In many ways a better comparison might be The Walking Dead. Both shows do their best work on the brink and both struggle mightily in quieter moments. While it’s impossible not to get a rush of adrenaline any time Captain Chaplin swaggers onto the Con, Last Resort‘s biggest problems stem from shore leave. With Russian black ops troops parachuting down and and rival submarines lurking just offshore like fat, lethal sharks, it’s hard to gin up much sympathy — or interest — for the plight of Autumn Reeser’s bed-hopping arms lobbyist or Dichen Lachman’s quasi-mystical bartender. (The nature of the island itself is also problematic, part hippie nirvana, part polyglot banana republic. Are there 30 people there or 3,000? And who is importing all that whiskey?) Braugher, of course, is typically magnificent as the bull-headed Chaplin. Few actors possess his charisma or ability to make florid monologues about crushing “the jelly” from a rival’s eyes sound as natural as breathing. And Felicity‘s former flame Scott Speedman is winning and able as Colorado’s no. 2, a newlywed torture survivor who is nearly as anguished as he is handsome. But perhaps in a nod to network expectation, much of the call sheet is jammed with pretty faces and wobbly résumés like Aussies Daniel Lissing as a grief-wracked, shirt-averse SEAL and Daisy Betts as an authority-challenged lieutenant. Compared to the mighty Braugher and especially the leathery Robert Patrick as the ship’s ornery COB (Chief of the Boat), the rest of the lightweight cast remains floating on the surface even while the subject matter attempts to deep-dive. (Patrick really is incredible as the sexist, fruit-appreciating, French-hating foil. Twenty years after being the liquid metal face of Terminator 2, his pinched visage could now be used to upholster an easy chair.)

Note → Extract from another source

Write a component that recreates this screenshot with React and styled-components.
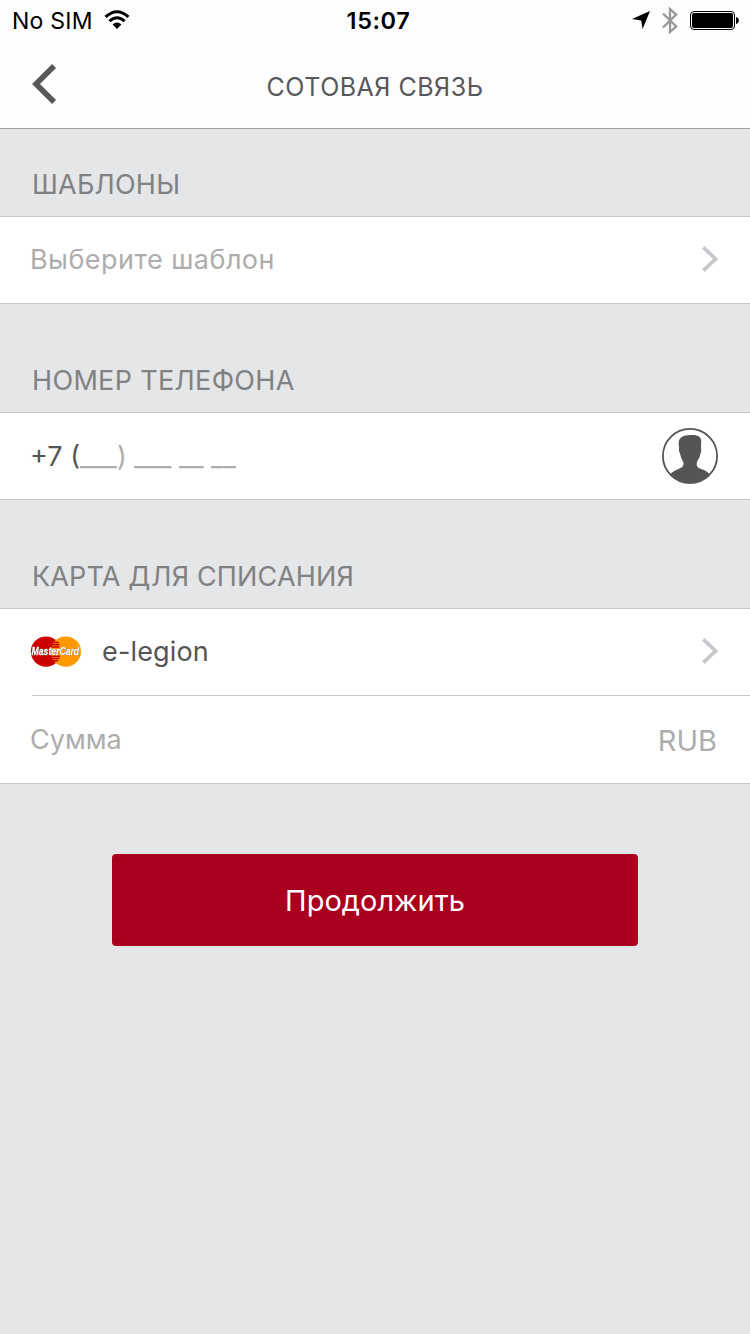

Through it all, Ryan and Gajdusek’s dramatic stand against network restrictions and expectations remains as entertaining as the drama itself. Yet for every flash of ballsy inspiration — two soldiers volunteering a third for execution; the skeevy Secretary of Defense (The Shield‘s Jay Karnes) taking a bullet in the leg; an hour-long military acid trip — there’s a heavy depth charge of clunky exposition (“Linus, what is my favorite deep-cover mole in the Defense Department drinking this evening?”) and soapy frippery (Jessy Schramm, as Speedman’s weepy, underdeveloped wife, would have me reenlisting as well). I worry that in their zeal to tell the biggest possible story — last week, the Chinese invasion of Taiwan was reduced to a news chyron on a muted television — Ryan and Gajdusek are unable to focus on the best story. The plight of the Colorado still feels more like a trigger than the bullet; Chaplin has all the power, but that power is predicated on him not doing anything. Despite Reeser’s high-heeled shtick, I’m actually more drawn to the clandestine high jinks in Washington, where traitors are poisoned with bad shellfish and four-star generals still meet sources in parking garages like they’ve just been watching All the President’s Men on Blu-ray. If the international crisis brought on by Chaplin’s actions really is the ticking time bomb it appears to be, I’d rather spend more time with those desperate to defuse it than dither away weeks staring at the countdown clock. (Especially while said countdown clock makes googly eyes at Gallic hotties, on-screen and, apparently, IRL.)

Still, I’m not ready to quit Last Resort just yet. Ryan’s pedigree suggests that he’ll be able to find the show he’s looking for amid all the noise. Recent weeks have shown genuine improvement (a new episode airs tonight at 8 p.m. EST) and there are fascinating, rarely televised ideas about patriotism, duty, treason, and responsibility hidden amid the semiautomatic rifles, like spinach in one of Jessica Seinfeld’s brownies. But the real concern is that by the time Last Resort finds its groove, its ship will already have sailed. (The “previously on” segments now seem longer than most commercial breaks, suggesting ABC is more afraid of the show’s inevitably weighty serialization than Patrick is of moisturizer.) Ryan and Gajdusek seem aware of how high the stakes are for them, too: Every time a show this ambitious strikes out it’s less and less likely that a major broadcast network will be willing to take a similarly big swing again. Unlike the newly childless, recently widowed Chaplin, the two showrunners actually have a lot to lose. So it’s worth rooting for Last Resort, despite its potentially fatal flaws. As their fiery protagonist would surely agree: When the odds are against you, it’s better to make a giant splash than a quiet surrender.